**WHAT THE EXERCISE ASKS**
Repeat the material below exactly, with no pictures.

**STORED DATA**
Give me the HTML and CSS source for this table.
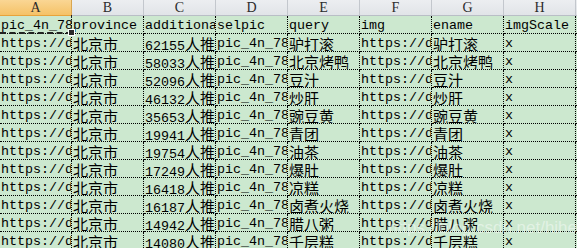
FILE: index.html
```html
<!DOCTYPE html>
<html>
<head>
<meta charset="utf-8">
<link rel="stylesheet" href="styles.css">
</head>
<body>
<div class="sheet">
  <div class="hd sel">A</div><div class="hd">B</div><div class="hd">C</div><div class="hd">D</div><div class="hd">E</div><div class="hd">F</div><div class="hd">G</div><div class="hd">H</div><div class="hd end"></div>

  <div class="c">pic_4n_78xx</div><div class="c">province</div><div class="c">additional</div><div class="c">selpic</div><div class="c">query</div><div class="c">img</div><div class="c">ename</div><div class="c">imgScale</div><div class="c end"></div>

  <div class="c">https://dx</div><div class="c"><span class="zh">北京市</span></div><div class="c">62155<span class="zh">人推荐</span></div><div class="c">pic_4n_78xx</div><div class="c"><span class="zh">驴打滚</span></div><div class="c">https://dx</div><div class="c"><span class="zh">驴打滚</span></div><div class="c">x</div><div class="c end"></div>

  <div class="c">https://dx</div><div class="c"><span class="zh">北京市</span></div><div class="c">58033<span class="zh">人推荐</span></div><div class="c">pic_4n_78xx</div><div class="c"><span class="zh">北京烤鸭</span></div><div class="c">https://dx</div><div class="c"><span class="zh">北京烤鸭</span></div><div class="c">x</div><div class="c end"></div>

  <div class="c">https://dx</div><div class="c"><span class="zh">北京市</span></div><div class="c">52096<span class="zh">人推荐</span></div><div class="c">pic_4n_78xx</div><div class="c"><span class="zh">豆汁</span></div><div class="c">https://dx</div><div class="c"><span class="zh">豆汁</span></div><div class="c">x</div><div class="c end"></div>

  <div class="c">https://dx</div><div class="c"><span class="zh">北京市</span></div><div class="c">46132<span class="zh">人推荐</span></div><div class="c">pic_4n_78xx</div><div class="c"><span class="zh">炒肝</span></div><div class="c">https://dx</div><div class="c"><span class="zh">炒肝</span></div><div class="c">x</div><div class="c end"></div>

  <div class="c">https://dx</div><div class="c"><span class="zh">北京市</span></div><div class="c">35653<span class="zh">人推荐</span></div><div class="c">pic_4n_78xx</div><div class="c"><span class="zh">豌豆黄</span></div><div class="c">https://dx</div><div class="c"><span class="zh">豌豆黄</span></div><div class="c">x</div><div class="c end"></div>

  <div class="c">https://dx</div><div class="c"><span class="zh">北京市</span></div><div class="c">19941<span class="zh">人推荐</span></div><div class="c">pic_4n_78xx</div><div class="c"><span class="zh">青团</span></div><div class="c">https://dx</div><div class="c"><span class="zh">青团</span></div><div class="c">x</div><div class="c end"></div>

  <div class="c">https://dx</div><div class="c"><span class="zh">北京市</span></div><div class="c">19754<span class="zh">人推荐</span></div><div class="c">pic_4n_78xx</div><div class="c"><span class="zh">油茶</span></div><div class="c">https://dx</div><div class="c"><span class="zh">油茶</span></div><div class="c">x</div><div class="c end"></div>

  <div class="c">https://dx</div><div class="c"><span class="zh">北京市</span></div><div class="c">17249<span class="zh">人推荐</span></div><div class="c">pic_4n_78xx</div><div class="c"><span class="zh">爆肚</span></div><div class="c">https://dx</div><div class="c"><span class="zh">爆肚</span></div><div class="c">x</div><div class="c end"></div>

  <div class="c">https://dx</div><div class="c"><span class="zh">北京市</span></div><div class="c">16418<span class="zh">人推荐</span></div><div class="c">pic_4n_78xx</div><div class="c"><span class="zh">凉糕</span></div><div class="c">https://dx</div><div class="c"><span class="zh">凉糕</span></div><div class="c">x</div><div class="c end"></div>

  <div class="c">https://dx</div><div class="c"><span class="zh">北京市</span></div><div class="c">16187<span class="zh">人推荐</span></div><div class="c">pic_4n_78xx</div><div class="c"><span class="zh">卤煮火烧</span></div><div class="c">https://dx</div><div class="c"><span class="zh">卤煮火烧</span></div><div class="c">x</div><div class="c end"></div>

  <div class="c">https://dx</div><div class="c"><span class="zh">北京市</span></div><div class="c">14942<span class="zh">人推荐</span></div><div class="c">pic_4n_78xx</div><div class="c"><span class="zh">腊八粥</span></div><div class="c">https://dx</div><div class="c"><span class="zh">腊八粥</span></div><div class="c">x</div><div class="c end"></div>

  <div class="c">https://dx</div><div class="c"><span class="zh">北京市</span></div><div class="c">14080<span class="zh">人推荐</span></div><div class="c">pic_4n_78xx</div><div class="c"><span class="zh">千层糕</span></div><div class="c">https://dx</div><div class="c"><span class="zh">千层糕</span></div><div class="c">x</div><div class="c end"></div>

  <div class="active"><div class="handle"></div></div>
  <div class="watermark">https://blog.csdn.net/hihell</div>
</div>
</body>
</html>
```

FILE: styles.css
```css
html, body {
  margin: 0;
  padding: 0;
  overflow: hidden;
  background: #cce8cf;
}

.sheet {
  position: relative;
  display: grid;
  grid-template-columns: repeat(8, 72px) 20px;
  grid-template-rows: 16px repeat(13, 18px);
  width: 577px;
  height: 248px;
  overflow: hidden;
}

.hd {
  box-sizing: border-box;
  background: linear-gradient(#eceef1, #e1e4e8);
  border-right: 1px solid #c3c7cd;
  border-bottom: 1px solid #b9bec6;
  font-family: "Liberation Serif", serif;
  font-size: 14px;
  line-height: 15px;
  color: #2b2b2b;
  text-align: center;
}

.hd.sel {
  background: linear-gradient(#fad694, #f5c267);
  border-bottom-color: #e8a33a;
  border-right-color: #d9a650;
}

.c {
  box-sizing: border-box;
  border-right: 1px dotted #000;
  border-bottom: 1px dotted #000;
  overflow: hidden;
  white-space: nowrap;
  padding-left: 1px;
  font-family: "Liberation Mono", "Noto Sans CJK SC", monospace;
  font-size: 13.33px;
  line-height: 20px;
  color: #000;
}

.zh {
  font-family: "Noto Sans CJK SC", sans-serif;
  font-size: 15px;
}

.end {
  border-right: none;
}

.active {
  position: absolute;
  left: 0;
  top: 15px;
  width: 72px;
  height: 19px;
  box-sizing: border-box;
  border-right: 1px dashed #222;
  border-bottom: 2px dashed #222;
}

.handle {
  position: absolute;
  right: -4px;
  bottom: -4px;
  width: 5px;
  height: 5px;
  background: #2a2a2a;
  border: 1px solid #fff;
}

.watermark {
  position: absolute;
  left: 388px;
  top: 218px;
  font-family: "Liberation Sans", sans-serif;
  font-size: 17px;
  color: rgba(255, 255, 255, 0.45);
  white-space: nowrap;
}
```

**TASK ANSWER**
Give me the HTML and CSS source for this table.
FILE: index.html
```html
<!DOCTYPE html>
<html>
<head>
<meta charset="utf-8">
<link rel="stylesheet" href="styles.css">
</head>
<body>
<div class="sheet">
  <div class="hd sel">A</div><div class="hd">B</div><div class="hd">C</div><div class="hd">D</div><div class="hd">E</div><div class="hd">F</div><div class="hd">G</div><div class="hd">H</div><div class="hd end"></div>

  <div class="c">pic_4n_78xx</div><div class="c">province</div><div class="c">additional</div><div class="c">selpic</div><div class="c">query</div><div class="c">img</div><div class="c">ename</div><div class="c">imgScale</div><div class="c end"></div>

  <div class="c">https://dx</div><div class="c"><span class="zh">北京市</span></div><div class="c">62155<span class="zh">人推荐</span></div><div class="c">pic_4n_78xx</div><div class="c"><span class="zh">驴打滚</span></div><div class="c">https://dx</div><div class="c"><span class="zh">驴打滚</span></div><div class="c">x</div><div class="c end"></div>

  <div class="c">https://dx</div><div class="c"><span class="zh">北京市</span></div><div class="c">58033<span class="zh">人推荐</span></div><div class="c">pic_4n_78xx</div><div class="c"><span class="zh">北京烤鸭</span></div><div class="c">https://dx</div><div class="c"><span class="zh">北京烤鸭</span></div><div class="c">x</div><div class="c end"></div>

  <div class="c">https://dx</div><div class="c"><span class="zh">北京市</span></div><div class="c">52096<span class="zh">人推荐</span></div><div class="c">pic_4n_78xx</div><div class="c"><span class="zh">豆汁</span></div><div class="c">https://dx</div><div class="c"><span class="zh">豆汁</span></div><div class="c">x</div><div class="c end"></div>

  <div class="c">https://dx</div><div class="c"><span class="zh">北京市</span></div><div class="c">46132<span class="zh">人推荐</span></div><div class="c">pic_4n_78xx</div><div class="c"><span class="zh">炒肝</span></div><div class="c">https://dx</div><div class="c"><span class="zh">炒肝</span></div><div class="c">x</div><div class="c end"></div>

  <div class="c">https://dx</div><div class="c"><span class="zh">北京市</span></div><div class="c">35653<span class="zh">人推荐</span></div><div class="c">pic_4n_78xx</div><div class="c"><span class="zh">豌豆黄</span></div><div class="c">https://dx</div><div class="c"><span class="zh">豌豆黄</span></div><div class="c">x</div><div class="c end"></div>

  <div class="c">https://dx</div><div class="c"><span class="zh">北京市</span></div><div class="c">19941<span class="zh">人推荐</span></div><div class="c">pic_4n_78xx</div><div class="c"><span class="zh">青团</span></div><div class="c">https://dx</div><div class="c"><span class="zh">青团</span></div><div class="c">x</div><div class="c end"></div>

  <div class="c">https://dx</div><div class="c"><span class="zh">北京市</span></div><div class="c">19754<span class="zh">人推荐</span></div><div class="c">pic_4n_78xx</div><div class="c"><span class="zh">油茶</span></div><div class="c">https://dx</div><div class="c"><span class="zh">油茶</span></div><div class="c">x</div><div class="c end"></div>

  <div class="c">https://dx</div><div class="c"><span class="zh">北京市</span></div><div class="c">17249<span class="zh">人推荐</span></div><div class="c">pic_4n_78xx</div><div class="c"><span class="zh">爆肚</span></div><div class="c">https://dx</div><div class="c"><span class="zh">爆肚</span></div><div class="c">x</div><div class="c end"></div>

  <div class="c">https://dx</div><div class="c"><span class="zh">北京市</span></div><div class="c">16418<span class="zh">人推荐</span></div><div class="c">pic_4n_78xx</div><div class="c"><span class="zh">凉糕</span></div><div class="c">https://dx</div><div class="c"><span class="zh">凉糕</span></div><div class="c">x</div><div class="c end"></div>

  <div class="c">https://dx</div><div class="c"><span class="zh">北京市</span></div><div class="c">16187<span class="zh">人推荐</span></div><div class="c">pic_4n_78xx</div><div class="c"><span class="zh">卤煮火烧</span></div><div class="c">https://dx</div><div class="c"><span class="zh">卤煮火烧</span></div><div class="c">x</div><div class="c end"></div>

  <div class="c">https://dx</div><div class="c"><span class="zh">北京市</span></div><div class="c">14942<span class="zh">人推荐</span></div><div class="c">pic_4n_78xx</div><div class="c"><span class="zh">腊八粥</span></div><div class="c">https://dx</div><div class="c"><span class="zh">腊八粥</span></div><div class="c">x</div><div class="c end"></div>

  <div class="c">https://dx</div><div class="c"><span class="zh">北京市</span></div><div class="c">14080<span class="zh">人推荐</span></div><div class="c">pic_4n_78xx</div><div class="c"><span class="zh">千层糕</span></div><div class="c">https://dx</div><div class="c"><span class="zh">千层糕</span></div><div class="c">x</div><div class="c end"></div>

  <div class="active"><div class="handle"></div></div>
  <div class="watermark">https://blog.csdn.net/hihell</div>
</div>
</body>
</html>
```

FILE: styles.css
```css
html, body {
  margin: 0;
  padding: 0;
  overflow: hidden;
  background: #cce8cf;
}

.sheet {
  position: relative;
  display: grid;
  grid-template-columns: repeat(8, 72px) 20px;
  grid-template-rows: 16px repeat(13, 18px);
  width: 577px;
  height: 248px;
  overflow: hidden;
}

.hd {
  box-sizing: border-box;
  background: linear-gradient(#eceef1, #e1e4e8);
  border-right: 1px solid #c3c7cd;
  border-bottom: 1px solid #b9bec6;
  font-family: "Liberation Serif", serif;
  font-size: 14px;
  line-height: 15px;
  color: #2b2b2b;
  text-align: center;
}

.hd.sel {
  background: linear-gradient(#fad694, #f5c267);
  border-bottom-color: #e8a33a;
  border-right-color: #d9a650;
}

.c {
  box-sizing: border-box;
  border-right: 1px dotted #000;
  border-bottom: 1px dotted #000;
  overflow: hidden;
  white-space: nowrap;
  padding-left: 1px;
  font-family: "Liberation Mono", "Noto Sans CJK SC", monospace;
  font-size: 13.33px;
  line-height: 20px;
  color: #000;
}

.zh {
  font-family: "Noto Sans CJK SC", sans-serif;
  font-size: 15px;
}

.end {
  border-right: none;
}

.active {
  position: absolute;
  left: 0;
  top: 15px;
  width: 72px;
  height: 19px;
  box-sizing: border-box;
  border-right: 1px dashed #222;
  border-bottom: 2px dashed #222;
}

.handle {
  position: absolute;
  right: -4px;
  bottom: -4px;
  width: 5px;
  height: 5px;
  background: #2a2a2a;
  border: 1px solid #fff;
}

.watermark {
  position: absolute;
  left: 388px;
  top: 218px;
  font-family: "Liberation Sans", sans-serif;
  font-size: 17px;
  color: rgba(255, 255, 255, 0.45);
  white-space: nowrap;
}
```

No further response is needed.